===== Input rows =====
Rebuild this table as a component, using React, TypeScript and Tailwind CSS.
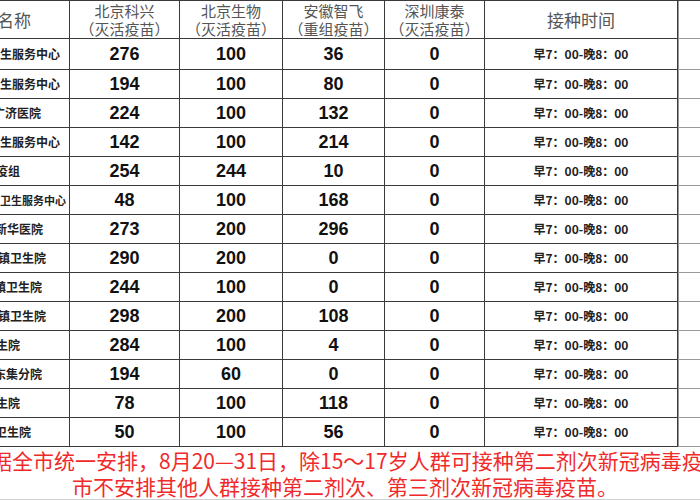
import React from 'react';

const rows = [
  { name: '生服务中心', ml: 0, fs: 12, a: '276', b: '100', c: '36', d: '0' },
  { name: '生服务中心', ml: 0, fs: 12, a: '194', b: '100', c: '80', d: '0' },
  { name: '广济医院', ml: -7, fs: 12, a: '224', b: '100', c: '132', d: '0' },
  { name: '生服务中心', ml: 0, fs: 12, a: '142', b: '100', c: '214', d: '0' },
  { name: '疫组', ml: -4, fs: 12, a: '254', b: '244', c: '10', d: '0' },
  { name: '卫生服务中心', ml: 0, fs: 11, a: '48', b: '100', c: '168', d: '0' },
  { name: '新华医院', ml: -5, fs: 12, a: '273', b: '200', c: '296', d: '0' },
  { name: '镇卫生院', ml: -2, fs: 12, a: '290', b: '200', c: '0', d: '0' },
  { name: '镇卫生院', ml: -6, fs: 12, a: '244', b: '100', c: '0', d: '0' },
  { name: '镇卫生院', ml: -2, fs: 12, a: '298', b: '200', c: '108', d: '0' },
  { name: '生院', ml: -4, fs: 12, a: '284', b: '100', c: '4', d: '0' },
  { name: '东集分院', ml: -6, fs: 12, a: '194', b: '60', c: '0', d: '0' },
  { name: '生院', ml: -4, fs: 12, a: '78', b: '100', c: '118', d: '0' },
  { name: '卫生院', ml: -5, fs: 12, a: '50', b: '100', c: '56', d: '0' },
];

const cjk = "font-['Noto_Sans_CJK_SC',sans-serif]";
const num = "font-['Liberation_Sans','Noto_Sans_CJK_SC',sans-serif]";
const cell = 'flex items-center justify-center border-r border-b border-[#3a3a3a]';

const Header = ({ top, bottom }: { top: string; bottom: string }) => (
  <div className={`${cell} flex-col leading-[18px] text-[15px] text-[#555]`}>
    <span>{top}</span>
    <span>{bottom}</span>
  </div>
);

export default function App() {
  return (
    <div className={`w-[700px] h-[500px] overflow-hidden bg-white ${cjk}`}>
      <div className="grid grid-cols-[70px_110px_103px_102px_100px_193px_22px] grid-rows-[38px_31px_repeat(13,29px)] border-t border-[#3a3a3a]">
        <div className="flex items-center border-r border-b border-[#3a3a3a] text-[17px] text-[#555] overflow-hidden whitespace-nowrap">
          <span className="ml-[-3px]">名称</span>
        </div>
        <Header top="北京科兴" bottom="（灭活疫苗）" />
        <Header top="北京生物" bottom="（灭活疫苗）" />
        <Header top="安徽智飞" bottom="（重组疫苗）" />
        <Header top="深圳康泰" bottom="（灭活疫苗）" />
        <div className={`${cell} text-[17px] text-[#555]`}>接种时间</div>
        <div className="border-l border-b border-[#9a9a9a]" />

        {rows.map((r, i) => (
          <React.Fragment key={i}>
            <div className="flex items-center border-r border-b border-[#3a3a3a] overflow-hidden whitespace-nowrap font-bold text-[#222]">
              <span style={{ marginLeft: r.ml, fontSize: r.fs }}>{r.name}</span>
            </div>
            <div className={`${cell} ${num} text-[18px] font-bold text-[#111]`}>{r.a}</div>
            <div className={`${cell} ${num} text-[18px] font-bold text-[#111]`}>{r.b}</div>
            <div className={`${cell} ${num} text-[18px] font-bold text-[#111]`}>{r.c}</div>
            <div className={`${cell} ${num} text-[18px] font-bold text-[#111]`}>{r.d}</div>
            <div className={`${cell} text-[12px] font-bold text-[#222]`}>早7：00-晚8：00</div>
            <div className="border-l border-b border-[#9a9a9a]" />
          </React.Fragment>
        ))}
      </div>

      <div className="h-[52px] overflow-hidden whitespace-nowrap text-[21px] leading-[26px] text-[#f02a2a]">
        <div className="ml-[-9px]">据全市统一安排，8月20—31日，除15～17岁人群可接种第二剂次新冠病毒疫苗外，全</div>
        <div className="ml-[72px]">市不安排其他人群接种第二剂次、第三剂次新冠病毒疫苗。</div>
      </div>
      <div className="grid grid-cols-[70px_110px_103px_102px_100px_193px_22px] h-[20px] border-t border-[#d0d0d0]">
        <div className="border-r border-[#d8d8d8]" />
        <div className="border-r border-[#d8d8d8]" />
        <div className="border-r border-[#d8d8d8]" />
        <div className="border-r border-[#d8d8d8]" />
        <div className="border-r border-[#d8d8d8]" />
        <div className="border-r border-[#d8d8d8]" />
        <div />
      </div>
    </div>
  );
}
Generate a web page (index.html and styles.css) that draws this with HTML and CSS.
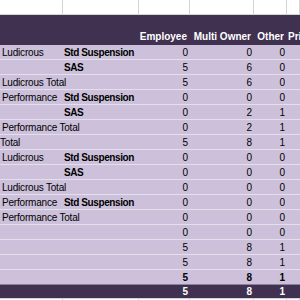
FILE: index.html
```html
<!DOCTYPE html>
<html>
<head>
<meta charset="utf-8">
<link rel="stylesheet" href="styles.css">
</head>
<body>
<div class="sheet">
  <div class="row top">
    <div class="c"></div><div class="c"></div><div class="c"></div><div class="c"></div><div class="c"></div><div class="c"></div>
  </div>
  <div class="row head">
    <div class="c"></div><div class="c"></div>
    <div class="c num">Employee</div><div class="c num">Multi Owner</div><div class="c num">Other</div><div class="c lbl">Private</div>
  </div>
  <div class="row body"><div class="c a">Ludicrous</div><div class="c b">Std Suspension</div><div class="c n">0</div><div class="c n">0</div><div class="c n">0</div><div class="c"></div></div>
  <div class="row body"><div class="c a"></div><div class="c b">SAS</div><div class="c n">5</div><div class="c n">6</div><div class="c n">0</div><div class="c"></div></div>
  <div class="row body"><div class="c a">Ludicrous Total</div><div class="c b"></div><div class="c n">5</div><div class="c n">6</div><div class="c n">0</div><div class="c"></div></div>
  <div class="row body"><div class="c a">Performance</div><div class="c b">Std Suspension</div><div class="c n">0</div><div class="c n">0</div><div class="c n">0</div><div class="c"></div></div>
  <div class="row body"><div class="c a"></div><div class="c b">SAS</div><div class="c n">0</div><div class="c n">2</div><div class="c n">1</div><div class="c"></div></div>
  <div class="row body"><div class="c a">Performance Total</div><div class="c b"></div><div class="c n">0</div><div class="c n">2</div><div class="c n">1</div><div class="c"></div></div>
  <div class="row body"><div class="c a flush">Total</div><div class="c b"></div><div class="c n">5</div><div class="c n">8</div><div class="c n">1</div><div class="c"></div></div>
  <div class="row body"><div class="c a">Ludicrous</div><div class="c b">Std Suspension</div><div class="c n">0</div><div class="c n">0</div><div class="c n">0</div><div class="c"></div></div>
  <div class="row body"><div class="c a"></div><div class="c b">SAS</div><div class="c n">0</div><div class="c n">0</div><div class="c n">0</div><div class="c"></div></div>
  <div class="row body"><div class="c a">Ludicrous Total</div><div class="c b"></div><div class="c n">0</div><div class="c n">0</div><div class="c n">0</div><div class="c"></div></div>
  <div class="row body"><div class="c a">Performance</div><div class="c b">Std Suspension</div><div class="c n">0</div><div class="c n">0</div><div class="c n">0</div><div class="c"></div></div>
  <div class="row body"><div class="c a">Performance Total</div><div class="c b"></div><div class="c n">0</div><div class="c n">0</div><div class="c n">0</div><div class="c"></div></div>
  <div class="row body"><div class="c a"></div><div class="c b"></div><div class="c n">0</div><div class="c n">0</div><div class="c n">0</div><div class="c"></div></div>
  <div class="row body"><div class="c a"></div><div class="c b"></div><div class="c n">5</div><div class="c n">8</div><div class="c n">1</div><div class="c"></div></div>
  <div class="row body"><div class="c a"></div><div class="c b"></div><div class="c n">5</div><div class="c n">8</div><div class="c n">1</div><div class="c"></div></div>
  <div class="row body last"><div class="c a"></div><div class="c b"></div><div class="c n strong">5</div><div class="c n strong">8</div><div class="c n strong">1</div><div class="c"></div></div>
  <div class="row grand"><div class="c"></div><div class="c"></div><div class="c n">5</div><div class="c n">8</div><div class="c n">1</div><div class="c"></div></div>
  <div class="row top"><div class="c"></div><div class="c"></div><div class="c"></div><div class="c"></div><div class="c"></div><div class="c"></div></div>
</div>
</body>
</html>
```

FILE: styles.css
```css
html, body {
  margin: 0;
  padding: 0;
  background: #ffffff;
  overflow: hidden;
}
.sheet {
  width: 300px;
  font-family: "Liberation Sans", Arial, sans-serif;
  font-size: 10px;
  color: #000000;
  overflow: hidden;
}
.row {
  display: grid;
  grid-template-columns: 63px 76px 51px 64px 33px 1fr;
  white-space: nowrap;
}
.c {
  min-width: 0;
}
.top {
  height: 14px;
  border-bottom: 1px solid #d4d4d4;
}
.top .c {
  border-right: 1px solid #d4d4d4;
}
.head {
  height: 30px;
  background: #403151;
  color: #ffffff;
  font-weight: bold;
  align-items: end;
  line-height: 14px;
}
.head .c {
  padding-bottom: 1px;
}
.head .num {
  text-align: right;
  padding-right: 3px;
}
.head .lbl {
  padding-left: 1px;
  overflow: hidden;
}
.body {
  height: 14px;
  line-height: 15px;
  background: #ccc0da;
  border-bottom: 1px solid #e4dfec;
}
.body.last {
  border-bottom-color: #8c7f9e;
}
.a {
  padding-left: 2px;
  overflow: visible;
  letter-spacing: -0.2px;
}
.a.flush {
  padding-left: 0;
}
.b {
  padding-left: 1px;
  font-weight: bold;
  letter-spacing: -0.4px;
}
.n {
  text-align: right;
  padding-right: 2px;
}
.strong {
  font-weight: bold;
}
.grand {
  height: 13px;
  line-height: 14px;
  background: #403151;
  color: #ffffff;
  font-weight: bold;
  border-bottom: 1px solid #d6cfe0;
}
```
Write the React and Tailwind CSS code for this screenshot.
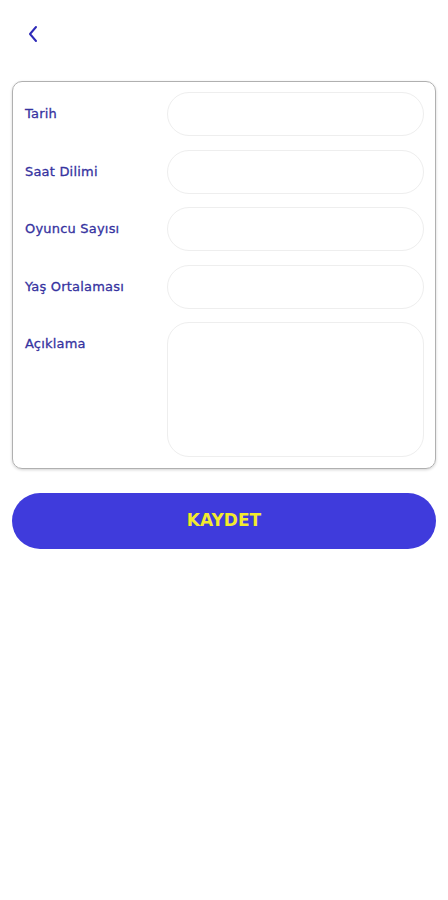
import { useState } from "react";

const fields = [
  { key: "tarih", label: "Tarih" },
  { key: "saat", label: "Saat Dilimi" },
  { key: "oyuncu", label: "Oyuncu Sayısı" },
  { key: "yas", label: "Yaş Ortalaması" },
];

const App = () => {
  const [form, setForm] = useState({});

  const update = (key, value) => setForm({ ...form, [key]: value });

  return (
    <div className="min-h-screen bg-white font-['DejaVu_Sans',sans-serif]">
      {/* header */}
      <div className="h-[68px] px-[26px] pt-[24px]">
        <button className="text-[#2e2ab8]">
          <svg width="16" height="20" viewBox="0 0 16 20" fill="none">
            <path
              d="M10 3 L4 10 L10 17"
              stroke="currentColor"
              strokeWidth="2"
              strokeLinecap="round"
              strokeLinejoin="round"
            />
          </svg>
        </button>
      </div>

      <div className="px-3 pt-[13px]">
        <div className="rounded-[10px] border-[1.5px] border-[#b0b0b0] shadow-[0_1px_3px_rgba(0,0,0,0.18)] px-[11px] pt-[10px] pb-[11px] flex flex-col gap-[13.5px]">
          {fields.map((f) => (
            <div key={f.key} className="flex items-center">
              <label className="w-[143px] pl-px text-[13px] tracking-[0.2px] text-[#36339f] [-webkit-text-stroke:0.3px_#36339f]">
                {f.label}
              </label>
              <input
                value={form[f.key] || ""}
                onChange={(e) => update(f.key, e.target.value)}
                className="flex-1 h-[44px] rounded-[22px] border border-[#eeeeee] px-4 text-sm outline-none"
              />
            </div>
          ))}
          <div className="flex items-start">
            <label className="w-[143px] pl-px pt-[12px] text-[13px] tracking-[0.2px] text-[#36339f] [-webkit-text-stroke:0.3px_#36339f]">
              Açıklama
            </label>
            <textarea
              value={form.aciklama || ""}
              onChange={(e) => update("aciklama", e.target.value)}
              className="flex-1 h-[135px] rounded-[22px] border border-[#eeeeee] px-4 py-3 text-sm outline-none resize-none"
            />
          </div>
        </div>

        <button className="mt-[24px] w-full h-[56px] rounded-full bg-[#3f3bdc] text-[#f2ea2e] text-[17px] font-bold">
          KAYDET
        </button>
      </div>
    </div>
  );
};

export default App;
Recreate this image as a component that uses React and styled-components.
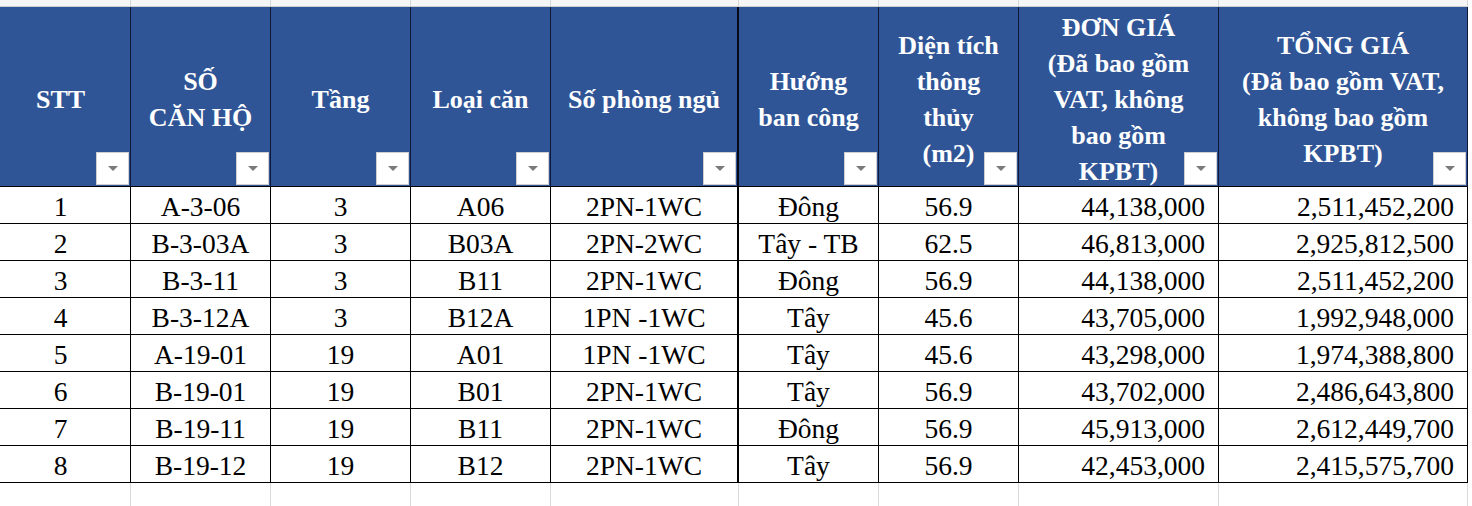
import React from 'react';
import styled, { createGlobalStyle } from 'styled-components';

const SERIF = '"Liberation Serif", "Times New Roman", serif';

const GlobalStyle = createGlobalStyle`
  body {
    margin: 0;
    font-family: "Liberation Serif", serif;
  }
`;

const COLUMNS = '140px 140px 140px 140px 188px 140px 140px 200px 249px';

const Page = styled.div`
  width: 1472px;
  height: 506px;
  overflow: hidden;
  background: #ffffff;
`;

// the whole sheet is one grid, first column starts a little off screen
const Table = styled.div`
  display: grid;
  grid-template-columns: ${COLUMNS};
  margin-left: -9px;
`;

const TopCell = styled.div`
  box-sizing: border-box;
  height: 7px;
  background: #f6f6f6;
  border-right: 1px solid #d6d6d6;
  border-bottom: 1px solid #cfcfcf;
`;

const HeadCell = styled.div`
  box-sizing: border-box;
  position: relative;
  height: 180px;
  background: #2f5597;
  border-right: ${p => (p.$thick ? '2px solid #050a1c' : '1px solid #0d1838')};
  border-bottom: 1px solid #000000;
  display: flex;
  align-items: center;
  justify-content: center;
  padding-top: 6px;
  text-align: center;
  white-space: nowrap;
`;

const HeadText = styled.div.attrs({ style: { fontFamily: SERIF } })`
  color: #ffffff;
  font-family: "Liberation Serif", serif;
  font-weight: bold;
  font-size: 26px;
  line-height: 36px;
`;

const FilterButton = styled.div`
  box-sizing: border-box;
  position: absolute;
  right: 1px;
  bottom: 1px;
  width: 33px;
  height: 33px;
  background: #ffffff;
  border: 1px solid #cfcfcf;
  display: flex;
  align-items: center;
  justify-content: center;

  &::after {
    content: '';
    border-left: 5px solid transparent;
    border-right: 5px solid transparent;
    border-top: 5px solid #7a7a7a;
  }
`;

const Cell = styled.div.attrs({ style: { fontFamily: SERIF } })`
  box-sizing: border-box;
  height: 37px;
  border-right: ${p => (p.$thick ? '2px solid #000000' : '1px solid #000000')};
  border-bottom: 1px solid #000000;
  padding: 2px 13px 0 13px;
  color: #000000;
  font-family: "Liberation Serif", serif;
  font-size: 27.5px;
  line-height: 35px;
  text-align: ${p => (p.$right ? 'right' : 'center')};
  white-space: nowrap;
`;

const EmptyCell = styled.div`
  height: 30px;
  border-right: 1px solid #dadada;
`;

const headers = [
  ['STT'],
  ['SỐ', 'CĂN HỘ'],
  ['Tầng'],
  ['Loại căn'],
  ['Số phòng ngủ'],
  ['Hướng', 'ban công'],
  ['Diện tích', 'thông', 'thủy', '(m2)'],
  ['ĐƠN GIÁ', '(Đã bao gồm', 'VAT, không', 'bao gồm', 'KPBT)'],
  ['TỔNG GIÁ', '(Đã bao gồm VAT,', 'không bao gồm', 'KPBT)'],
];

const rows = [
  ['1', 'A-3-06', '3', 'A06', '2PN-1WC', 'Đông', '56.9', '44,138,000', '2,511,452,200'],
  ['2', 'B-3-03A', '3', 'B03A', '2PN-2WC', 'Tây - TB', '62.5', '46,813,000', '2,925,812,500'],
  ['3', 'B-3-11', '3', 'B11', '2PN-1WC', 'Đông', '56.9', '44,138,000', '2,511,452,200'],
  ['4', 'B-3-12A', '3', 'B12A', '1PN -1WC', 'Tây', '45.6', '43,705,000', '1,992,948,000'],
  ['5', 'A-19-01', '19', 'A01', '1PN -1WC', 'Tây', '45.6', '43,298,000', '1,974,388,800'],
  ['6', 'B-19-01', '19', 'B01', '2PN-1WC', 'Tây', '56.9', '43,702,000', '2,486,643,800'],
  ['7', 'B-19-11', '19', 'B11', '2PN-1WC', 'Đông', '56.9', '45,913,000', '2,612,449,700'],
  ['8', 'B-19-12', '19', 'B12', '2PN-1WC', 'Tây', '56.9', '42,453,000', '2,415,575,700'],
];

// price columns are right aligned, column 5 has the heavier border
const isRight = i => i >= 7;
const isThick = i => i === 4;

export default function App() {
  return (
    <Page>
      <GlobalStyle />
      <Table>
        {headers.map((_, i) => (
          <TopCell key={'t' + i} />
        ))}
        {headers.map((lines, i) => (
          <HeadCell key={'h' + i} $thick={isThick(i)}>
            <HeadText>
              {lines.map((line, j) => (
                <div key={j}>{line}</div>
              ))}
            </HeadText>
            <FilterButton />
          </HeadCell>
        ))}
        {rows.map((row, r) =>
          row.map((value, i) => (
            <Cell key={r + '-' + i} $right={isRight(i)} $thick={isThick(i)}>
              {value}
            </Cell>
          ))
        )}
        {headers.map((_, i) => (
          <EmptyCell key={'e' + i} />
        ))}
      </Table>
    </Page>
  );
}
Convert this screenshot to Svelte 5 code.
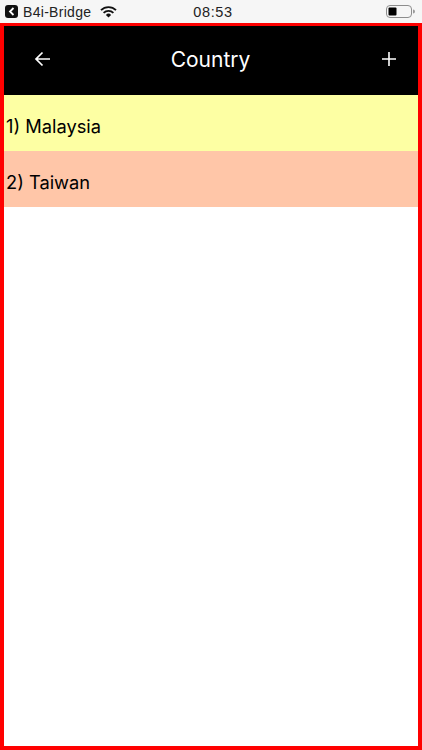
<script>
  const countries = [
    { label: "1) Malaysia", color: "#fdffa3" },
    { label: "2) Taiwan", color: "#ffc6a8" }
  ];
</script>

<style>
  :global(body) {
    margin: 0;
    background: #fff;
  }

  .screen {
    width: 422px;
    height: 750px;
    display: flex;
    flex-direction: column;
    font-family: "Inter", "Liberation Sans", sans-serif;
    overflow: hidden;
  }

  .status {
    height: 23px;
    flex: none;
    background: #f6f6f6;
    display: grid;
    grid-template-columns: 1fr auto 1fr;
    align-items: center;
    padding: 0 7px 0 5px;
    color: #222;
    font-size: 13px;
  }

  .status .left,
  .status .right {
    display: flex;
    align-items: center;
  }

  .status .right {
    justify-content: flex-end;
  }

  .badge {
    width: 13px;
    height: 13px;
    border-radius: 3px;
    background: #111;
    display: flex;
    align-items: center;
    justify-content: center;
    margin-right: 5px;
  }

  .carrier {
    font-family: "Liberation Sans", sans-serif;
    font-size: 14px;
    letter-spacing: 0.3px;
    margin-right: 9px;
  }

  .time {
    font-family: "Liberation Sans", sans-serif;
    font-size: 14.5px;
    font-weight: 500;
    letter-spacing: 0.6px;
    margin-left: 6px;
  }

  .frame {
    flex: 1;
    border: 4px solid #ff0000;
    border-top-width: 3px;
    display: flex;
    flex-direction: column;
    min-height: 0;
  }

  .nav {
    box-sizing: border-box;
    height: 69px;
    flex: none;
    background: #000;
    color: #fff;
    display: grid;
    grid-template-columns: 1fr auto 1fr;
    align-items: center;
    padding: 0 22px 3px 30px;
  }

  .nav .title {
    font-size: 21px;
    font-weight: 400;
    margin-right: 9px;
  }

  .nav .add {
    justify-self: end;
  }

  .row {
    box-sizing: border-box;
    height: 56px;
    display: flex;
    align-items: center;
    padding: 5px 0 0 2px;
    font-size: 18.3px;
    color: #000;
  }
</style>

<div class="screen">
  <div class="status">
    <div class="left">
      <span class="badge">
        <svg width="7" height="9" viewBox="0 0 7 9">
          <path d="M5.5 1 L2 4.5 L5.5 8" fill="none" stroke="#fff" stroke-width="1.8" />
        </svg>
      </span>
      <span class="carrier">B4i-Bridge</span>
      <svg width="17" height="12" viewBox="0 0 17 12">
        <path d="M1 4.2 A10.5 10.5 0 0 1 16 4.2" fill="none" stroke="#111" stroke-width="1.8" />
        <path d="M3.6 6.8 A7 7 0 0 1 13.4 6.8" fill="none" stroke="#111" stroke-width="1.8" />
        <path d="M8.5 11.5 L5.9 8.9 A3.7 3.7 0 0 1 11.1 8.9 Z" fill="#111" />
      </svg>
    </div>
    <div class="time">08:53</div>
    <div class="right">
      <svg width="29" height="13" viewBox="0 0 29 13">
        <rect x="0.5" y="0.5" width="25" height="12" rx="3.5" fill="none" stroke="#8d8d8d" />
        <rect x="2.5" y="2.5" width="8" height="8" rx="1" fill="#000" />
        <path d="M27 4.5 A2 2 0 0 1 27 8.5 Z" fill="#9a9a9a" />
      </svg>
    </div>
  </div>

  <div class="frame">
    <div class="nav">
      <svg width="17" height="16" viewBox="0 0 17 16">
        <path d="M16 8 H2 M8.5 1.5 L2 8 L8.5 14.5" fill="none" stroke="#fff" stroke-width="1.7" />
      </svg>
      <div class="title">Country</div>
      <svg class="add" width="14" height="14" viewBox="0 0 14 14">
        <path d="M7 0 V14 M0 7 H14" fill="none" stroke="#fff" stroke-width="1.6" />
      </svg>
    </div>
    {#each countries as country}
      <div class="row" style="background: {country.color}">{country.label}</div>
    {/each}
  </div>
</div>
=====
Report the number of lines of the listing above that hold the string "components", with no other text.

2